Big cities are economic powerhouses. New York City by itself generates nearly 5 percent of America’s GDP with only 2.5 percent of the country’s population.

But how much of New York’s success is because of its size? Do large cities make humans more productive by bringing them together—thus fostering cooperation, innovation, and skill growth? Or do they merely attract the type of ambitious people who would succeed wherever they lived, while keeping out lower earners through high housing prices?

The answer probably involves a little of both, but economists have spent a lot of time trying to pin down the details. One controversial 2019 paper, for example, claimed that large cities’ refusal to allow more housing “lowered aggregate US growth by 36 percent from 1964 to 2009.” A new working paper, from Brown economists Matthew Turner and David N. Weil and published by the National Bureau of Economic Research, reaches a different conclusion.

The researchers found that if every metro area’s size had been capped at 1 million in 1900, the nation’s economic output in 2010 would have been 8 percent lower—a significant blow, yes, but a modest effect given such an enormous restriction. More than half of the U.S. population lives in places whose populations would have been capped in this alternate reality.

The paper’s estimates are based, in part, on existing research. Previous studies have estimated cities’ effects on productivity by measuring how much more workers get paid in bigger metros. Others have approximated cities’ effects on innovation and growth by analyzing whether inventors are more productive when located in a bigger cluster of peers. Turner and Weil collected these estimates and picked a sensible middle ground for each important number. Then they plugged the parameters into an economic model, along with data on metro areas’ historical size and economic performance.

The authors conclude that the relevant relationships are rather weak. According to their model, per-person economic output grows only about 4 percent as quickly, and per-person patenting about 6 percent as quickly, as city size. Their model totals these effects across all the nation’s metro areas and compounds them over time, leading to the headline result: if cities’ populations were capped at 1 million people from 1900 onward, national output in 2010 would have been only 8 percent lower.

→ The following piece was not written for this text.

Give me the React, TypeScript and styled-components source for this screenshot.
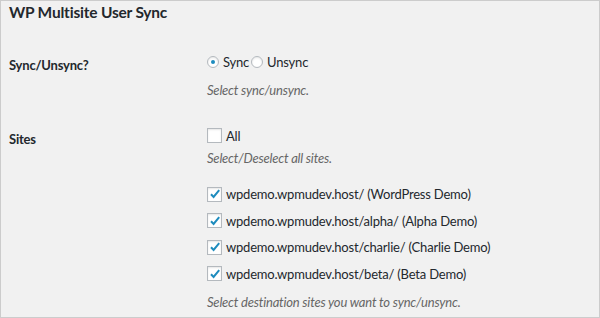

Turner and Weil’s results, however, depend heavily on their parameters, such as the 4 percent and 6 percent figures. If you adjust those inputs slightly, as the authors do for curiosity’s sake, you get different results. Increasing them to 8 percent and 20 percent, respectively, leads to a 17 percent reduction in output from a 1 million-resident cap; more aggressive changes to the model generate an output reduction of a third.

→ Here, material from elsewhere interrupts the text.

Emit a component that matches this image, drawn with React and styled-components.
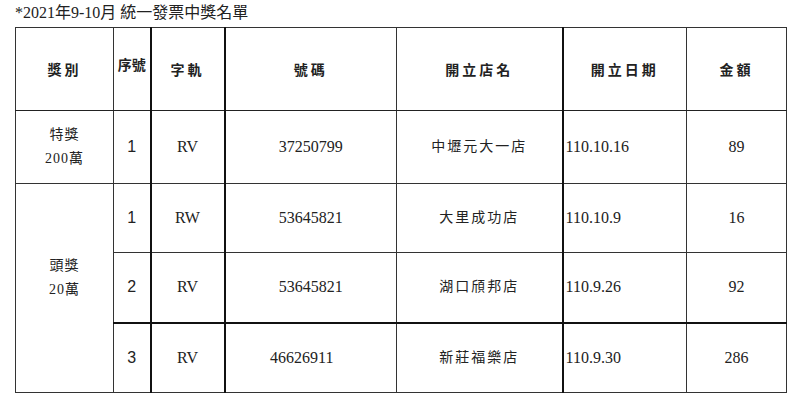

What are the takeaways here? Even if we assume that Turner and Weil’s preferred small estimates are correct, it’s hardly a fatal blow to supporters of big cities or advocates of greater urban housing supply. While their research indicates only small-to-moderate innovation and output benefits associated with city size, those are still benefits. And economic justifications are not the only reasons to support thriving big cities with plentiful and affordable housing.

The study is also a reminder, though, that economic models can generate an extremely wide range of estimates based on what’s fed into them. We shouldn’t take them as gospel—whether they’re being used to claim surprisingly large or surprisingly small benefits for big cities.